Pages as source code
begin

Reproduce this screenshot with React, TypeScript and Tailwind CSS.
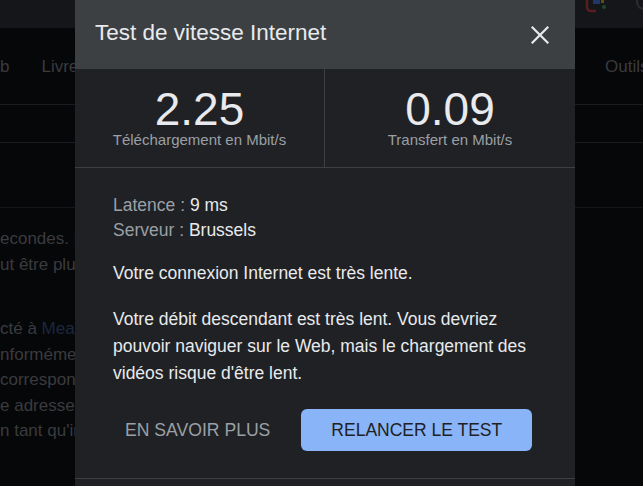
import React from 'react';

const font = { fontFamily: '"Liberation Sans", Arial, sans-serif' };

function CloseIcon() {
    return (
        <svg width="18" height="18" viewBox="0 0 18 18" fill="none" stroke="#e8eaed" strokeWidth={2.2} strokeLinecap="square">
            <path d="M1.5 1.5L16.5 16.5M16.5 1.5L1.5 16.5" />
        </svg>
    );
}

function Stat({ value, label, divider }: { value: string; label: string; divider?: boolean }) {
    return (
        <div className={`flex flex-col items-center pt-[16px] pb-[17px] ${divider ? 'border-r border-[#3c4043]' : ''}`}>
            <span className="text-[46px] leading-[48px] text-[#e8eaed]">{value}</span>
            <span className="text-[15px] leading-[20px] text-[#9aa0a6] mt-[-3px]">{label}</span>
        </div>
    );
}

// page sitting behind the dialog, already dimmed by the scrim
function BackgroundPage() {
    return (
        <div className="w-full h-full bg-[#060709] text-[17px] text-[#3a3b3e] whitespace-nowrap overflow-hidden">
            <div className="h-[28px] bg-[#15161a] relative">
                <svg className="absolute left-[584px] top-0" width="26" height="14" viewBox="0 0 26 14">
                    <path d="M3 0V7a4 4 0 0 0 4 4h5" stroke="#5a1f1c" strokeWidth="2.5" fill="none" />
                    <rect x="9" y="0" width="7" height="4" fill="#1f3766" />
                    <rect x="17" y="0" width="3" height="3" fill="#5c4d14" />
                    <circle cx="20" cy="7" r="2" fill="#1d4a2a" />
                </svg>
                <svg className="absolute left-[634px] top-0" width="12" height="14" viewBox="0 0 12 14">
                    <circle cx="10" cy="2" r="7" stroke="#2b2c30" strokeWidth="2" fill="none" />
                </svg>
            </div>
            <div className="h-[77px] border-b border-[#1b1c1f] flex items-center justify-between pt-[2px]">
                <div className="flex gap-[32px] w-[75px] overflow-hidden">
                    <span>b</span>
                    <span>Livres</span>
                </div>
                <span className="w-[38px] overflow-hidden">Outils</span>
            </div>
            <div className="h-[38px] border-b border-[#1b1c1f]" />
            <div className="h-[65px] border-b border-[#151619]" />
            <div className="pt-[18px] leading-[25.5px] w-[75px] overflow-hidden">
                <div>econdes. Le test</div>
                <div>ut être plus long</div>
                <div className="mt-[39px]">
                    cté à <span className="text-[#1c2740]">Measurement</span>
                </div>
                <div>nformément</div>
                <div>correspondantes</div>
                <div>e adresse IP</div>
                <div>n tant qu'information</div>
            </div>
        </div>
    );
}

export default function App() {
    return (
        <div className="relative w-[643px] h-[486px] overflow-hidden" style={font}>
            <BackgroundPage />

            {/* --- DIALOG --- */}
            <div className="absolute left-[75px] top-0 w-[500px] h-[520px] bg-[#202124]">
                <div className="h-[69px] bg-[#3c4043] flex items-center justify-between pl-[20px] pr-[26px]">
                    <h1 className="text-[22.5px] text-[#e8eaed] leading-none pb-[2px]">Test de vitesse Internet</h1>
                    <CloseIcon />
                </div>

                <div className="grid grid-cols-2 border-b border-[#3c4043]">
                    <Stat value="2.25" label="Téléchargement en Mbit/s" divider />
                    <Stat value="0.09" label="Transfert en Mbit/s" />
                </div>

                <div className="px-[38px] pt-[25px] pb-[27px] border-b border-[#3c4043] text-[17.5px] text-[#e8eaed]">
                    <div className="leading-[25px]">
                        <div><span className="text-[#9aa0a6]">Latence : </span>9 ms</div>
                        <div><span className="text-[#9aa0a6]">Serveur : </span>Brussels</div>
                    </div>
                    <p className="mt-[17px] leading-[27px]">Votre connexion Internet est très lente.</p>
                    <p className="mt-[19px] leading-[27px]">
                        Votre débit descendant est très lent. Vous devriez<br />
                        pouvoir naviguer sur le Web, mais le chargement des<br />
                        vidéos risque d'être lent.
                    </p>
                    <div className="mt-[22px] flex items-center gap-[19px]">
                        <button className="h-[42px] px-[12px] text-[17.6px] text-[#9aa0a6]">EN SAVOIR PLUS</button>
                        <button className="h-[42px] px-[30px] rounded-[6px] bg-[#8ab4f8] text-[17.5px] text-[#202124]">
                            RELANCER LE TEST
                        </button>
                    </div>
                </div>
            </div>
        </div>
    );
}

end
begin

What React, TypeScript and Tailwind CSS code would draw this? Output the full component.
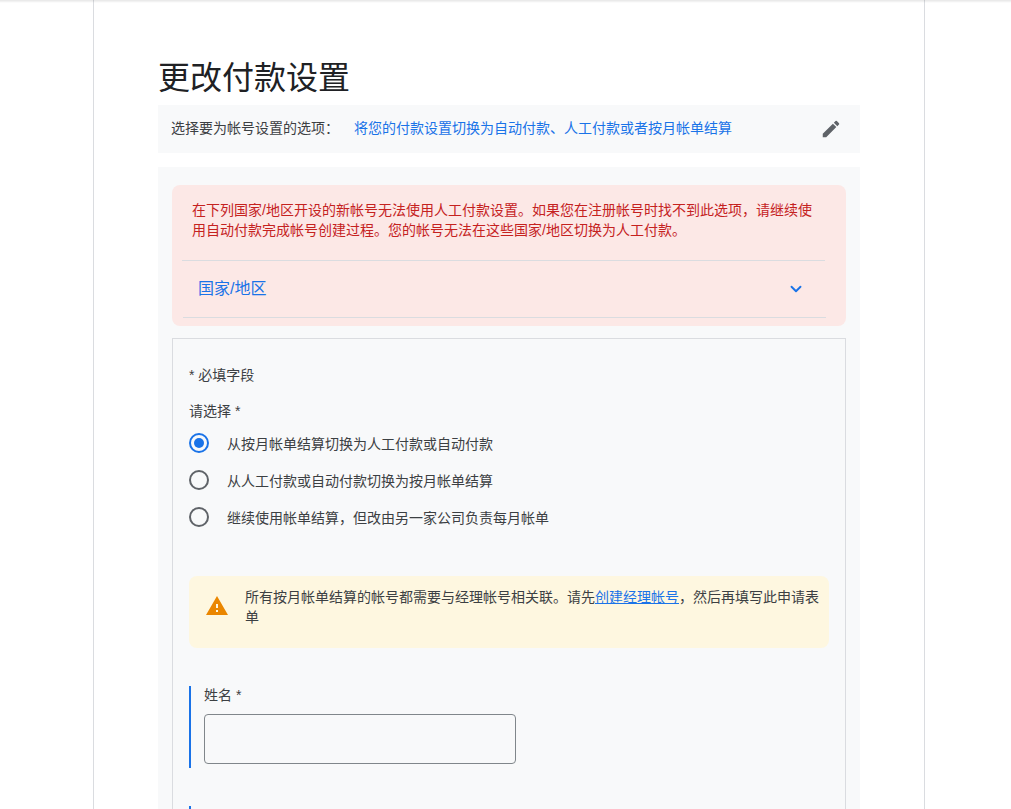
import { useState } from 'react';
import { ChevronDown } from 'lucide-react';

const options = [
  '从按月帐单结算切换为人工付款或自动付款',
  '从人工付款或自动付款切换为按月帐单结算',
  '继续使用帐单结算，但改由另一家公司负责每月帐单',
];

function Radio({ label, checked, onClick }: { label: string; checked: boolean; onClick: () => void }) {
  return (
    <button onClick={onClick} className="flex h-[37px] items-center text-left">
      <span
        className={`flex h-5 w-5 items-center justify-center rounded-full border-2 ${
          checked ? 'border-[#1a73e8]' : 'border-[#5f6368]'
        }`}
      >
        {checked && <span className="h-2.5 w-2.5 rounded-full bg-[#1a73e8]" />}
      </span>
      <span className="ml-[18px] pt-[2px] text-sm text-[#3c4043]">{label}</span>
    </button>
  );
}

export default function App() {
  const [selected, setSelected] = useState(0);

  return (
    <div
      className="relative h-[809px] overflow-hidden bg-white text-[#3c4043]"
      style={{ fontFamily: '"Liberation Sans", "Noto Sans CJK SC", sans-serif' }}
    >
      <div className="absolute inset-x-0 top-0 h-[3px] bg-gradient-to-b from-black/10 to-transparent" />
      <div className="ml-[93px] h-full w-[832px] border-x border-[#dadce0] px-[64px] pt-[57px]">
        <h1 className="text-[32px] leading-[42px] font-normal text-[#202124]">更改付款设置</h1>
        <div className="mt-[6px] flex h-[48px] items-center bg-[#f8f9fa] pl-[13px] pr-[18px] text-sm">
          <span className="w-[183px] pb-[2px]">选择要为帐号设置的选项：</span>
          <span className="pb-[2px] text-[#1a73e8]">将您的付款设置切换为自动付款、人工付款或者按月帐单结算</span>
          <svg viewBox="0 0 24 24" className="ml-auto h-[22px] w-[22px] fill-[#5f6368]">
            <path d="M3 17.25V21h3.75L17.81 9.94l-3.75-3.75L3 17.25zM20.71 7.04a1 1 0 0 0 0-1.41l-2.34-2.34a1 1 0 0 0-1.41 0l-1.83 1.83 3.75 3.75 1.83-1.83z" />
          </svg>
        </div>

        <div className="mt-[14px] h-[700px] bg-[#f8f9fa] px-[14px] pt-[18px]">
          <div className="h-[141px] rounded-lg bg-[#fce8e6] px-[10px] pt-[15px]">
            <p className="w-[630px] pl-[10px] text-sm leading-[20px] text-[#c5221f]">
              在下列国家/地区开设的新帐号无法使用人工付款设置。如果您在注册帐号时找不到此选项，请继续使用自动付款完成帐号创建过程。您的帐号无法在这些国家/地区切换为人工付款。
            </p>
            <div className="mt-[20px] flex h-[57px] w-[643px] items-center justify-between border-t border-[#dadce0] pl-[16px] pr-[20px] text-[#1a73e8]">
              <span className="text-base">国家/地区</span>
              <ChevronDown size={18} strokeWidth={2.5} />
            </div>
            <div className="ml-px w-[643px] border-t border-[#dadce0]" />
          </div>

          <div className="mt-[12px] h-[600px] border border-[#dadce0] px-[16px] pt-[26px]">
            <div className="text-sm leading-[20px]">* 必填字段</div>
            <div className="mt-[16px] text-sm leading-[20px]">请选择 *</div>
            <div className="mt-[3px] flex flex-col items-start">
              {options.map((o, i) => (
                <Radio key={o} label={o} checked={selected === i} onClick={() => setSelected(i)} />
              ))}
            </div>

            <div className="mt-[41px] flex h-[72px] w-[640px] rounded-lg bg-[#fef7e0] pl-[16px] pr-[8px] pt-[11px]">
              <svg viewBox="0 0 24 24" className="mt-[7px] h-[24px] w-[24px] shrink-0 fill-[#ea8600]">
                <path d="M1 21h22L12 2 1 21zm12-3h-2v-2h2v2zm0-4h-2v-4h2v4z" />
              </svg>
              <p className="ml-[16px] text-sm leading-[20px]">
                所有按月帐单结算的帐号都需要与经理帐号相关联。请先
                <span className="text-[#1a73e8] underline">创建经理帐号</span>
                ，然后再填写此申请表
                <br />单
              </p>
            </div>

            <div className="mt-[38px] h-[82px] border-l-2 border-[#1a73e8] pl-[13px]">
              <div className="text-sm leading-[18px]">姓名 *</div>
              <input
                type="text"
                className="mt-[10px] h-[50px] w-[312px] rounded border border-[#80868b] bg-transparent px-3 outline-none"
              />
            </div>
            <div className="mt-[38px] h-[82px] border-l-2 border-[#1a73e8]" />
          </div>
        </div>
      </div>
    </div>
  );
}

end

* _EXERCISE BRIEF_:
Copy every line in the records above that contains the word "this".

* _ANSWER BELOW_:
Reproduce this screenshot with React, TypeScript and Tailwind CSS.
What React, TypeScript and Tailwind CSS code would draw this? Output the full component.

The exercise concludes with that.